今作のジョーカーの本質は「怒りと憎しみと絶望」。
実際に彼が命を奪ったのは、アーサーを裏切ったか、怒りを買った人間のみ。
ここに、最近のバットマンに出てきたジョーカーとの違いを感じます。
ジョーカーのオリジナルとの違いは?
バットマン1989でジャック・ニコルソンが演じたジョーカーはマフィアの有力者であるカール・グリソムの右腕ジャック・ネイピアであり、その後に狂気に落ちますが、そもそもが悪。それも俗物的な悪。
ダークナイトでヒース・レジャーが演じたジョーカーは、その本名も正体もまったく記録にない人物であり、彼の目的は怒りでも憎しみでもなく、「人間の本質が悪であることの証明」。
もっと言えば、より子供っぽい純粋に人間性と世界の「破壊」を楽しむ純粋悪。
スーサイド・スクワッドでジャレッド・レトが演じたジョーカーは、ギャングのボスであり、こちらも俗物的な悪。
ハーレイクインのために命をかけたり、狂気的だけど、どことなく正義感があったり、どちらかというと、頭が良いギャング、という感じでした。
このうち、初代とスーサイドのジョーカーは化学薬品工場で髪を緑にして、肌が白くなったという演出でオリジナルと同じ。
今作とダークナイトのジョーカーは、自らメイクで髪と肌の色を変えている、という違いもあります。こう考えると、やはり今作のジョーカーがダークナイトにつながる、と考えるのがしっくりきます(髪型なども考えると制作陣も意識している)。
彼らを同一人物としてみるか、それとも、ジョーカーというのは固有代名詞であって、中身は変わっている、とみるのか。によっても楽しめそうです。
ちなみにオリジンの”Batman: The Killing Joke”は、もともと妊娠した妻を抱える売れないコメディアンであり、妻と胎児の不慮の死と化学薬品でただれた真っ白な皮膚、緑の髪の毛を見たことで、狂ってしまった存在がジョーカーとなっています。
ジョーカーの感想
アメリカでは、この映画の影響をおそれて、軍や警察が構え、さらに検問までひかれるという徹底ぶりだそうです。

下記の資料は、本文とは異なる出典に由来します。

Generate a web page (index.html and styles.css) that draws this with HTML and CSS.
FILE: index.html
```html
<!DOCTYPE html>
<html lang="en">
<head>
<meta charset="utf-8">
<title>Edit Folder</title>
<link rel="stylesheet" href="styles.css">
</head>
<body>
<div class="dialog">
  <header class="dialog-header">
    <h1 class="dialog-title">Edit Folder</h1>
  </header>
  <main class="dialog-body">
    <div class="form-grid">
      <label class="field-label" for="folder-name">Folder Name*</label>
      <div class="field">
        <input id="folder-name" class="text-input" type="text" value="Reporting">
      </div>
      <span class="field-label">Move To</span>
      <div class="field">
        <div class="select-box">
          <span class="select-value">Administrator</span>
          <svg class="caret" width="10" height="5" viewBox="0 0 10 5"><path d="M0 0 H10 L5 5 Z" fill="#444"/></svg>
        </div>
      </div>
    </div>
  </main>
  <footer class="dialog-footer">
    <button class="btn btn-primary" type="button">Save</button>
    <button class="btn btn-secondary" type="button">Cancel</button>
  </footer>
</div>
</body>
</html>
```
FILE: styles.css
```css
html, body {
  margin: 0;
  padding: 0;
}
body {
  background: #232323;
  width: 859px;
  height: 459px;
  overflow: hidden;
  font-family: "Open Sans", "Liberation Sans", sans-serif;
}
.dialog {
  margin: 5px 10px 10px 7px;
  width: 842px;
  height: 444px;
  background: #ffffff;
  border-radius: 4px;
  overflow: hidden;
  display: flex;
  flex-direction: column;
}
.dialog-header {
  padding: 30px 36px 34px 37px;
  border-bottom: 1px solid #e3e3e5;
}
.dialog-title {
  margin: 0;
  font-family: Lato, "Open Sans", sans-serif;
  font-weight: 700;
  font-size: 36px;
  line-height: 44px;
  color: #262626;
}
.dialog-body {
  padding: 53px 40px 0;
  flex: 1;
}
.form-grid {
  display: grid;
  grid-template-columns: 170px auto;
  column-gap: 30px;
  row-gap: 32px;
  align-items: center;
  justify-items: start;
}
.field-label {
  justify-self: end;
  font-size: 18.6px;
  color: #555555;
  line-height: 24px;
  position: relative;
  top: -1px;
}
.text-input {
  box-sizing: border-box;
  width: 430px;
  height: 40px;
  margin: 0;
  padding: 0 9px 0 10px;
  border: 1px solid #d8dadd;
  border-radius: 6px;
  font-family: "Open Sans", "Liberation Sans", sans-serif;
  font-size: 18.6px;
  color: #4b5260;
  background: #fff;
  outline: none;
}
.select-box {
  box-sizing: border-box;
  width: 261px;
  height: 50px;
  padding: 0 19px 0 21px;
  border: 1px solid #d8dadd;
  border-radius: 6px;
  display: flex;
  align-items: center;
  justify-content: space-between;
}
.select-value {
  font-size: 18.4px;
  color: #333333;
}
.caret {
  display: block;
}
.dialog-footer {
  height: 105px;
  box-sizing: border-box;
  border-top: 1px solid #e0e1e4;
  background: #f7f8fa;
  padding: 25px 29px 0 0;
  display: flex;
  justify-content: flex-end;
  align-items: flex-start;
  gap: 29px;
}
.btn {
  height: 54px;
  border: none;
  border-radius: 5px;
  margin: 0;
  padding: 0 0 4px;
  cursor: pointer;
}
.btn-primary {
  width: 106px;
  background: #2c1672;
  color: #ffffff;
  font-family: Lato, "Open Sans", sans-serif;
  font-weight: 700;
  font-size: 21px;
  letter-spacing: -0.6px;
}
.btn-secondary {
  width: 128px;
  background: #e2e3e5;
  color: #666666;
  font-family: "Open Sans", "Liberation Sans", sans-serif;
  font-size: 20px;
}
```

ただ、個人的には、ダークナイトやライジングの後のような「悪への高揚感」はなかったです。
というのも、今作のジョーカーはひたすらに弱者として描かれており、テーマは虐げられた弱者が世界に怒りをぶつける、というもの。
ダークナイトのように「純粋悪」ではなく、つまり、悪役スターとしてのジョーカーではないのです(映画内では民衆がスターとしていましたが)。
ひたすら押しつぶされそうな世界に、最後、
「この世界は主観がすべてだ。悲劇ではなく、僕の人生は喜劇だ」
と開き直り、感情のままに怒りや憎しみをそのままぶつける「自由」を強く描いていたように思います。
最後のジョーカーのダンスはひたすらに美しいし、笑いながら涙している姿は、本来彼が望む姿ではなかったが、それでも満たされてしまっていることへの悲しみ、のような気もして、「悪に走る」という感覚は得られないのです。

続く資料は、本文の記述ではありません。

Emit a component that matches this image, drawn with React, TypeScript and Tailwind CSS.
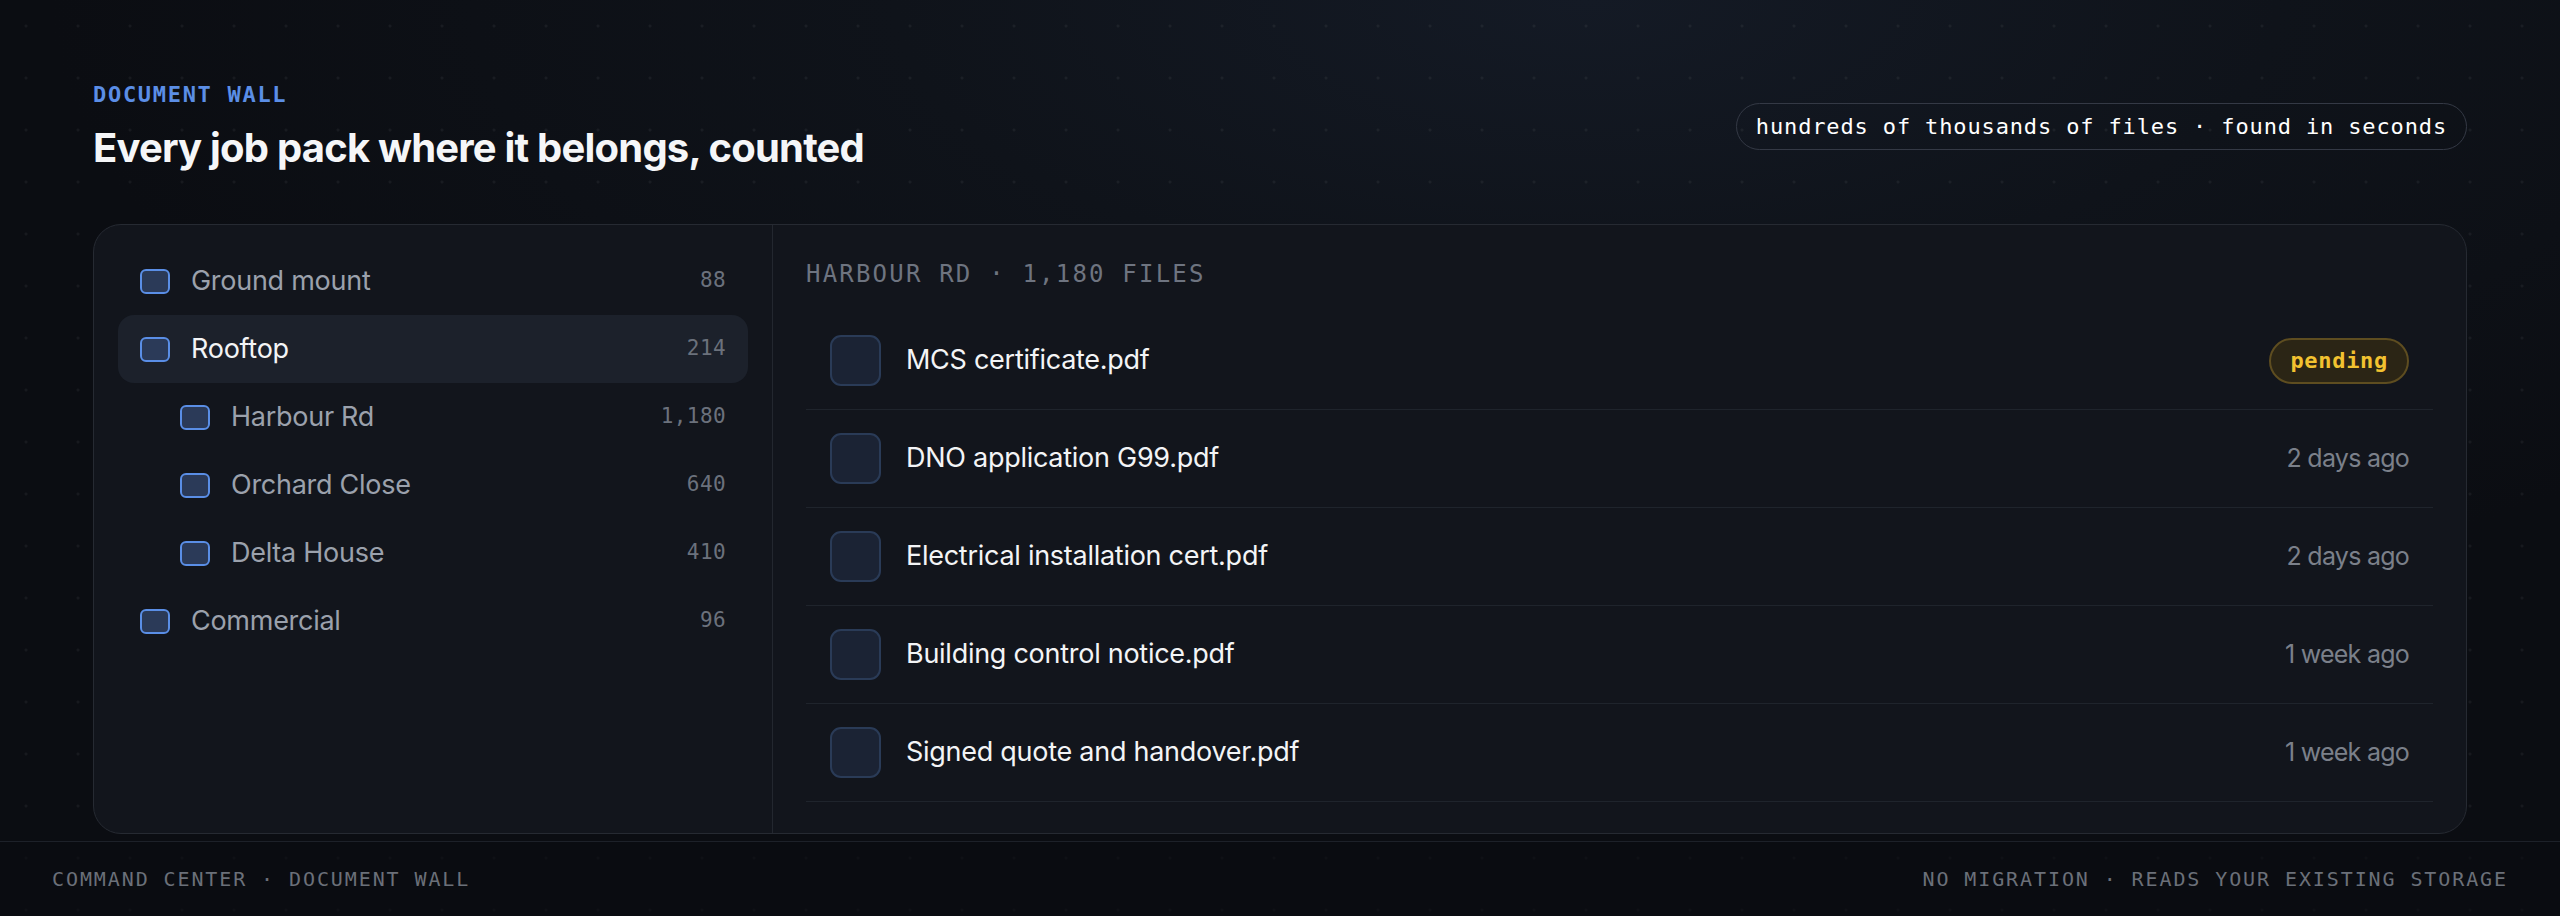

どちらかというと、義賊的であり、感情にとらわれている自由ではないジョーカー。
ダークナイトのジョーカーは、完全に壊れていて、「世界と人間の性質を壊す」のが目的。
そこには、悲しみも怒りも憎しみもないのです。
ある意味、感情を超越して、狂気的な楽しみだけを追求する姿がありました。
私は、こういった悪が大好きなので、今作には違和感を感じましたが、それでも、ジョーカーがここからさらに狂っていく・・・と考えるとワクワクします。
怒りや憎しみにとらわれ、そこに自己嫌悪しながらも高揚していたジョーカーが、
だんだんと、その感情を受け入れ、本質としての破壊を楽しむようになり、
怒りや憎しみを超越して(ある意味、解脱して)、純粋に悪を楽しむようになる・・・。
そして、30年後に、バットマンと対決をする。
その伏線として、後のバットマンであるブルースと、彼を育てたアルフレッドも登場していました。
実は、ブルースの父親はジョーカーの影響で命を失っていた、そして、ダークナイトでさらに狂ったジョーカーと対決した・・・と考えると、想像でかなり楽しいです。